A venerable flash in the pan
By Mark Brazil | Nov 7, 2002
Among Japan’s amazing diversity of plants that can overwhelm a visitor from overseas, there are (thankfully) some familiar forms. Astonishingly, given the literally hundreds of thousands of plant species on Earth, some here will be familiar whether you hail from North or South America, from Europe, Africa, elsewhere in Asia or even the Antipodes.I am thinking in particular of the club mosses. These apparently mosslike plants send runners along the surface of the ground that look like miniature conifer branches — hence another common name for the various club mosses is ground-pines.
These species belong to the genus Lycopodiaceae, which is also known as the genus Lycopodium — a name derived from the Greek words lykos (wolf) and podos (foot), giving them the common name of “wolf’s paw.”
However, you may be familiar with Lycopodium from a very different perspective — if you are an explosives expert, that is. The name is also a term used for a fine powder, consisting of the dustlike spores of the plant, which is so highly flammable that it is sometimes used in the making of fireworks.
In fact, the expression “flash in the pan” probably derives from the use of Lycopodium spores placed on a heated metal tray as a flash powder in early photography.
When you’re out and about, though, there’s no need to worry about the wild plant, as this is low-growing, creeping and lacking flowers — and not at all explosive.
The Lycopodiaceae are a primitive group of plants that were extremely successful in the distant past — we all know them, though, in a quite different form.
This is because they were the dominant plant group during the Carboniferous Period more than 300 million years ago, when they towered to the size of trees. So common and large were they during that time that they form the bulk of the coal deposits we burn today.
Nowadays, descendents of those early species can still be found in just about every region of the world. Hence, wherever you hail from, you may find them familiar — though they are now so diminutive you might just tread on one without realizing.

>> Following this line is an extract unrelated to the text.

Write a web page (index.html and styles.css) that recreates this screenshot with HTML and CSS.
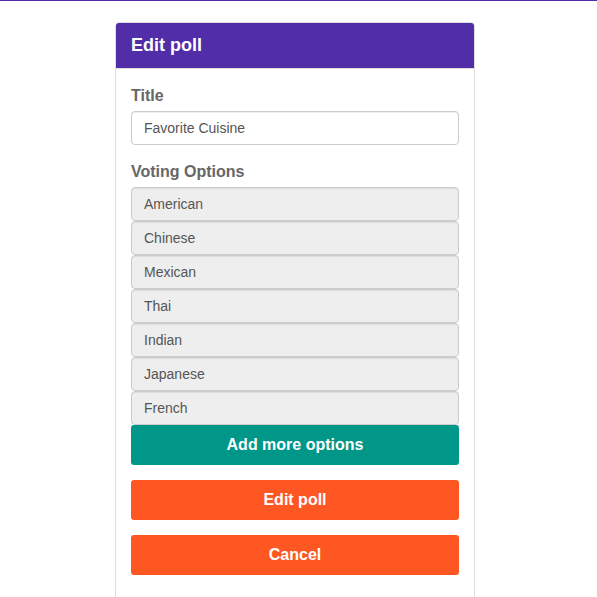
FILE: index.html
```html
<!DOCTYPE html>
<html>
<head>
<meta charset="utf-8">
<link rel="stylesheet" href="styles.css">
</head>
<body>
<div class="topbar"></div>
<div class="page">
  <div class="card">
    <div class="card-header">Edit poll</div>
    <div class="card-body">
      <div class="group">
        <label class="label">Title</label>
        <div class="input">Favorite Cuisine</div>
      </div>
      <div class="group options-group">
        <label class="label">Voting Options</label>
        <div class="option">American</div>
        <div class="option">Chinese</div>
        <div class="option">Mexican</div>
        <div class="option">Thai</div>
        <div class="option">Indian</div>
        <div class="option">Japanese</div>
        <div class="option">French</div>
        <button class="btn btn-teal">Add more options</button>
      </div>
      <button class="btn btn-orange">Edit poll</button>
      <button class="btn btn-orange">Cancel</button>
    </div>
  </div>
</div>
</body>
</html>
```
FILE: styles.css
```css
* { box-sizing: border-box; }
html, body { margin: 0; padding: 0; background: #fff; }
body {
  font-family: "Liberation Sans", Arial, sans-serif;
  height: 597px;
  overflow: hidden;
}
.topbar { height: 1px; background: #512da8; }
.page {
  display: flex;
  justify-content: center;
  padding: 21px 7px 0 0;
}
.card {
  width: 360px;
  border: 1px solid #ddd;
  border-radius: 4px;
  background: #fff;
  min-height: 600px;
}
.card-header {
  background: #512da8;
  color: #fff;
  font-size: 18px;
  font-weight: bold;
  height: 46px;
  line-height: 44px;
  padding: 0 15px;
  border-bottom: 1px solid #ddd;
  border-radius: 3px 3px 0 0;
}
.card-body { padding: 15px; display: flex; flex-direction: column; }
.group { margin-bottom: 15px; display: flex; flex-direction: column; }
.label {
  font-weight: bold;
  font-size: 16px;
  line-height: 22px;
  color: #666;
  padding-top: 1px;
  margin-bottom: 4px;
}
.input, .option {
  height: 34px;
  border: 1px solid #ccc;
  border-radius: 4px;
  padding: 0 12px;
  font-size: 14px;
  line-height: 32px;
  color: #555;
  background: #fff;
  box-shadow: inset 0 1px 1px rgba(0,0,0,0.075);
}
.option { background: #eee; }
.btn {
  display: block;
  width: 100%;
  height: 40px;
  border: 0;
  border-radius: 3px;
  color: #fff;
  font-family: "Liberation Sans", Arial, sans-serif;
  font-weight: bold;
  font-size: 16px;
  padding: 0;
}
.btn-teal { background: #009688; }
.btn-orange { background: #ff5722; margin-bottom: 15px; }
```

Despite commonly being called club moss, Lycopodium species are more closely related to ferns. Mostly found in temperate regions of the globe, they appear to favor mixed hardwood forests, but they can also be found where conifers and hardwoods are growing together.
Although they occur in a wide range of habitats, many of the species prefer cool, moist conditions like the one pictured here, that was growing on a very light soil overlying volcanic tephra on Mount Komagatake in Hokkaido.
The ground-hugging rhizomes snaking their way across the ground are lateral branches that allow the plant to traverse areas of poor or hard-packed soil and to straddle rocky and wet areas as they snake off in search of better conditions elsewhere. From these branches, roots grow down to anchor the plant in the surface soil and absorb water and nutrients.
For these plants, having aerial stems serves a double purpose: They can photosynthesize to produce energy that is stored in the rhizomes for future use, and they produce spores. Lycopodium species are evergreens, which gives them an additional window of opportunity — literally. In deciduous forests there are periods in both spring and autumn when the trees lack leaves, and during those periods, an evergreen plant on the forest floor can take advantage of the additional light resources that come as an early and late bonus.
Despite this twice-yearly energy-absorption bonus, though, it still takes the aerial stems 4 to 6 years to reach maturity, and only then do they produce their upstanding strobili, whose resemblance to raised clubs is what gave this group of plants its name.
The conelike strobili harbor specialized leaves, called sporophylls, that produce the spores that allow Lycopodium species to reproduce sexually. Like ferns, they take two generations to reach maturity. After germinating in the surface layer of the soil, the spores form what is known as a gametophyte. Genetic recombination then takes place between gametophytes, and finally a new individual sporophyte begins to grow.
As the new plant develops, it relies on vegetative reproduction to expand its area of cover, which it does by sending out its own rhizomes across the surface.
This cycle can take as many as 20 years to complete — not so long, you may think, but in some parts of the world these plants are harvested with little thought for how long they have taken to mature.
In the United States, Lycopodium is classified as a “nontimber” or “special forest product” that may be collected for various uses, including in the floral industry for winter decorations, and for use in medicinal and homeopathic remedies.
Lycopodium has long been used to help stop bleeding, and today it is still used by herbalists to treat minor skin wounds. When I checked its homeopathic uses, I found that it was listed for hundreds of conditions — making it hardly surprising that it is often collected.
But we’re not just talking about casual collection because, in the mid-1990s, researchers found that just two buyers in Wisconsin and the Upper Peninsula of Michigan were handling approximately 85 tons of the stuff a year!
So the next time that you might be tempted to pull up some Lycopodium, give a thought to the fact that it may have taken more than 20 years to reach the size of the one shown here . . . and its venerable ancestors are still fueling coal-burning power stations around the world.